In the last article, we began talking about how a pastor finds men for ministry. It’s hard to overestimate the significance of this task. The future of our churches and the mission depends, in part, on finding qualified people to carry the gospel torch. Let’s pick up where we left off, and continue looking at practical steps for finding called men.
Roll Up Your Sleeves
One of the most important ways a pastor spends his time is in training leaders (2 Timothy 2:2). Tomorrow’s pastors and church planters may be leading small groups right now in our church. Don’t get tripped up by the fact that you don’t have a formal program or well-planned study to take men through. Many aspects of leadership are better caught than taught. Start with just giving some time. Invite guys in your church to a series of ‘ask-anything’ coffee times. Go through some great books together – you know, the ones that have shaped your own understanding of ministry. Have them over for a meal. Find some ways to laugh together.
I’m not disparaging the need for rigorous training, but rather pointing out that the first step might be a relational one. Once you know a man personally, you can then customize a training program to his particular strengths and weaknesses.
A local church attracts leaders when it gains a reputation for training them. This commitment to training should start with the lead pastor, regardless of whether he leads a church of 70 or 7000 people. When I was leading a large church, we made finding and training potentially called men part of my job description. This helped me own the responsibility of raising up future church planters, elders, and ministry team leaders. Sure, it took time – lots of it! But it was one of the most valuable things I did.
Starting with your church doesn’t mean there’s no room for outsiders. One way to attract outsiders is through your willingness to host interns. An internship is a well defined training regimen for those who feel called. Often times, internships are required by Bible schools or seminaries for graduation. A church network or denomination can also require internships as a step towards church planting or a pastoral role. For example, Sojourn Network, the church planting ministry I’m privileged to work with, encourages this approach.
Funding for internships can span the spectrum from ‘non-funded (I avoid using the word ‘free’ because hosting interns always cost the church something), to self-funded by the intern, to fully funded by the church. Things can get very creative when it comes to funding. But to really make it work, there must be local churches willing to host and direct the interns. If any of that is new information, check with your denomination/network as well as any local seminaries for more information. But the point remains: If you build a church that invests in leadership training, future leaders will be drawn to it.
Internships can also be a great way to concentrate your investment into home-grown guys. Earlier this year, we invited six men from our church who were wrestling with a call to ministry into an unpaid internship program. It may sound crazy, but we asked guys with full-time jobs if they would dedicate 15-20 hours each week to a venture where we would train and assess them. We bought their books, met with them twice a month, invited them to write papers, attend certain pastors meetings, and listened to them preach. The program was far from flawless, but it achieved the goal of investing in future leaders and in most cases brought some clarity to their call. I’d be happy to send anyone the internship plan if you would like to see what we did.
Target the Public Skills
Future elders (be it church planters or local church leaders) must be apt to teach (1 Timothy 3:2). This means God will gift these leaders with an ability to organize and communicate doctrine in a competent manner. But this gift doesn’t just spring up at ordination. The traces of it are often seen long before then.
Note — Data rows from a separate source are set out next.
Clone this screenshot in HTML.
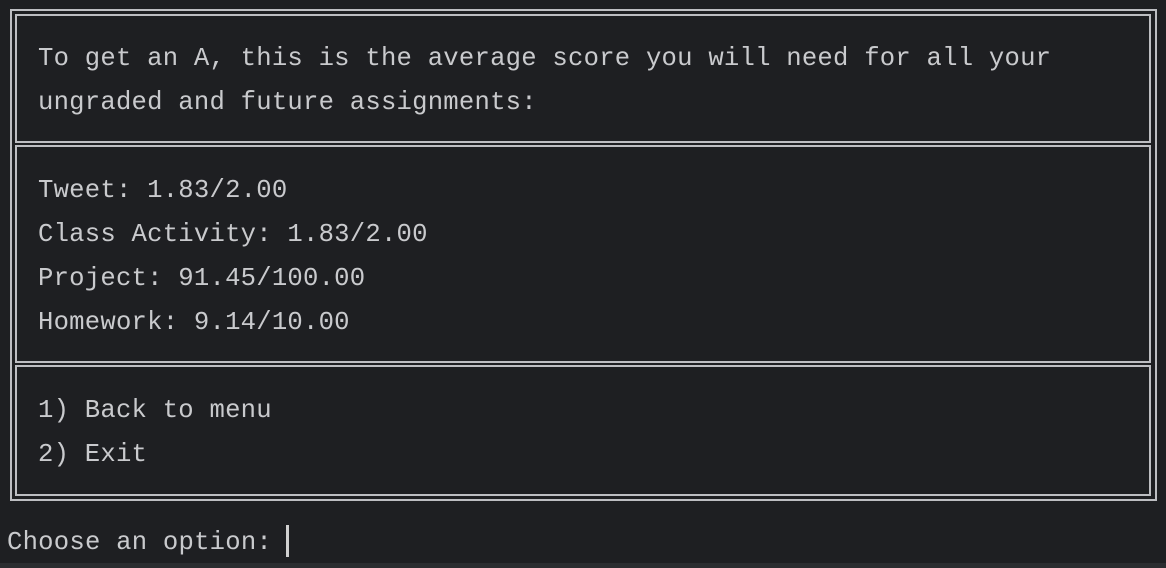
<!DOCTYPE html>
<html><head><style>
html,body{margin:0;padding:0;background:#1e1f22;width:1166px;height:568px;overflow:hidden;position:relative}
.b{position:absolute;border:2px solid #bdbec2;box-sizing:border-box}
.t{position:absolute;left:38px;font-family:"Liberation Mono","DejaVu Sans Mono",monospace;font-size:25.6px;letter-spacing:0.23px;color:#c9cacd;white-space:pre;line-height:30px}
</style></head><body>
<div class="b" style="left:10px;top:9px;width:1147px;height:492px"></div>
<div class="b" style="left:15px;top:14px;width:1136px;height:129px"></div>
<div class="b" style="left:15px;top:145px;width:1136px;height:218px"></div>
<div class="b" style="left:15px;top:365px;width:1136px;height:131px"></div>
<div class="t" style="top:44px">To get an A, this is the average score you will need for all your</div>
<div class="t" style="top:88px">ungraded and future assignments:</div>
<div class="t" style="top:176px">Tweet: 1.83/2.00</div>
<div class="t" style="top:220px">Class Activity: 1.83/2.00</div>
<div class="t" style="top:264px">Project: 91.45/100.00</div>
<div class="t" style="top:308px">Homework: 9.14/10.00</div>
<div class="t" style="top:396px">1) Back to menu</div>
<div class="t" style="top:440px">2) Exit</div>
<div class="t" style="top:528px;left:7px">Choose an option: </div>
<div style="position:absolute;left:286px;top:525px;width:3px;height:32px;background:#d0d0d0"></div>
<div style="position:absolute;left:0;top:563px;width:1166px;height:5px;background:#2b2d30"></div>
</body></html>
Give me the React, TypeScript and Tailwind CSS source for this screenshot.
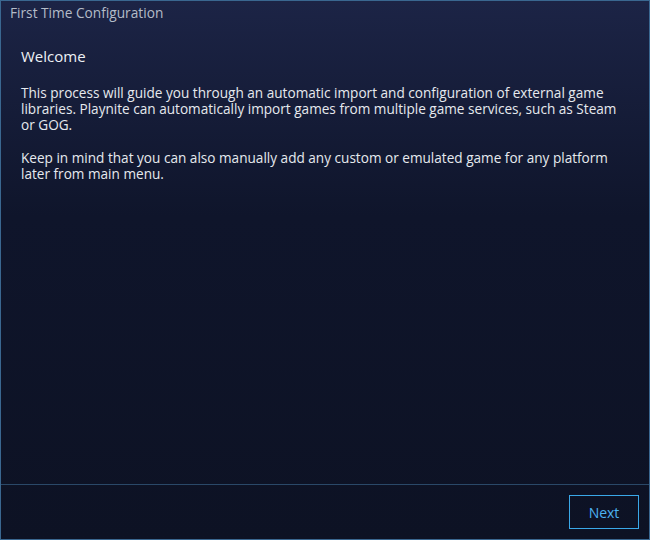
import React from 'react';

const App: React.FC = () => {
  return (
    <div
      className="w-[650px] h-[540px] flex flex-col border border-[#3a6790] bg-gradient-to-b from-[#1c2446] via-[#0f152b] via-40% to-[#0d1224] text-[13.6px] overflow-hidden"
      style={{ fontFamily: '"Open Sans", "DejaVu Sans", sans-serif' }}
    >
      {/* Title bar */}
      <div className="h-[24px] flex items-center px-[9px] text-[13.7px] text-[#b4bcc8]">
        First Time Configuration
      </div>

      {/* Content */}
      <div className="flex-1 px-[20px] pt-[19px]">
        <h1 className="text-[15px] leading-[24px] text-[#eef1f5] mb-[17px]">
          Welcome
        </h1>
        <p className="w-[610px] leading-[16px] text-[#e6e9ee] mb-[17px]">
          This process will guide you through an automatic import and
          configuration of external game libraries. Playnite can automatically
          import games from multiple game services, such as Steam or GOG.
        </p>
        <p className="w-[610px] leading-[16px] text-[#e6e9ee]">
          Keep in mind that you can also manually add any custom or emulated
          game for any platform later from main menu.
        </p>
      </div>

      {/* Footer */}
      <div className="h-[55px] border-t border-[#2a4868] flex items-center justify-end pr-[10px]">
        <button className="w-[70px] h-[34px] border border-[#3aa8e8] text-[#4cb2f2] text-[14px]">
          Next
        </button>
      </div>
    </div>
  );
};

export default App;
Churches must maintain the bar of teaching for future elders/pastors. If a guy cannot adequately teach, he probably shouldn’t pastor. If we merely target and recruit those living godly lives, there’s a good chance we’ll end up spending most of our time training deacons (which is still necessary and important, but not what we’re after here!). We’re looking for the kind of person who influences leaders specifically by how he communicates.
As you scan the guys in our congregation, look for men who have influence not only by their godliness but also by their ability to communicate. The glimmers of good preaching are often detected in how a man organizes his thoughts in conversation and how he uses vocabulary when talking. This often shows up in private long before its public debut.
Consider gathering these men for a few months just to study preaching. Have them preach at the beginning to establish a benchmark, and then at the end so you can mark their progress and celebrate their growth. Aim for 15 – 20 minute messages, and video the sessions where possible. Give them honest feedback about the strengths and weakness of their preaching. Give them specific areas to seek growth. Believe me, it’s worth the time.
Finding called men is one of the most satisfying ways a leader can spend his time. Some of my most enjoyable moments of ministry have come from sitting in my living room with men (and their wives) who went on to plant churches, become pastors and are now serving fruitfully in ministry. Because God loves his church and wants a harvest, he’s committed to supplying the workers. Yet for some inexplicable reason, he invites us to help identify and train them. Go figure.